President Lungu has also approved Zesco intentions to adjust commercial consumer tariffs to make them cost-reflective.
This is according to a statement issued in Lusaka yesterday by Mr Chanda.
President Lungu directed ZESCO Limited managing director Cyprian Chitundu to proceed quickly to implement the proposals because the suggestions were pro-poor.
“ZESCO is a people’s company and it must work for the people. We agree with you that there is no equity in charging domestic consumers more than you are charging commercial consumers,” he said.
And President Lungu announced that he will soon make structural changes to some ministries starting with the splitting of the energy and mining portfolios currently combined under the Ministry of Mines, Energy and Water Development.
The President will also split the Ministry of Communications and Transport, Works and Supply into two to improve operational efficiency.
The President assured Mr. Chitundu that the problems he complained about regarding conflicts of interest over the placement of energy and mines administration in the same ministry would soon be over once the ministry is divided into two.

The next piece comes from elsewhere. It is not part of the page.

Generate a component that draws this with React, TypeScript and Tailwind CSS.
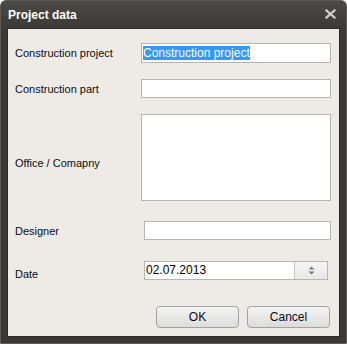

Mr Chitundu, in his special presentation to the President on the performance of the power utility, requested President Mr Lungu to facilitate the enactment of laws that would help ZESCO enhance its operations. The President said he was prepared to ask Parliament to enact laws aimed at improving operations of strategic firms such as ZESCO.
The President advised ZESCO to work with the Rural Electrification Authority to electrify 16,000 houses under an on-going project to light up village homes.
Mr. Chitundu appealed to the President to allow the company enforce commercial agreements and enable it recover US$110 million that KCM owes the power utility. He said KCM was adamant to pay the outstanding electricity bills.
“The company’s revenue base had been affected due to failure by some mining companies to settle their bills. Some development agreements that were meant to attract foreign investments were against the commercial interests of ZESCO.
The situation where mining firms pay low electricity tariffs at the expense of domestic consumers is one such example because it affects the financial viability of the company. Your Excellency, also it is unacceptable that the mines are being subsidized by domestic consumers,” he said.
Mr Chitundu submitted that mining companies should be compelled to purchase their power at a new and current cost but noted that existing bulk supply agreements prevented the power utility from achieving this goal.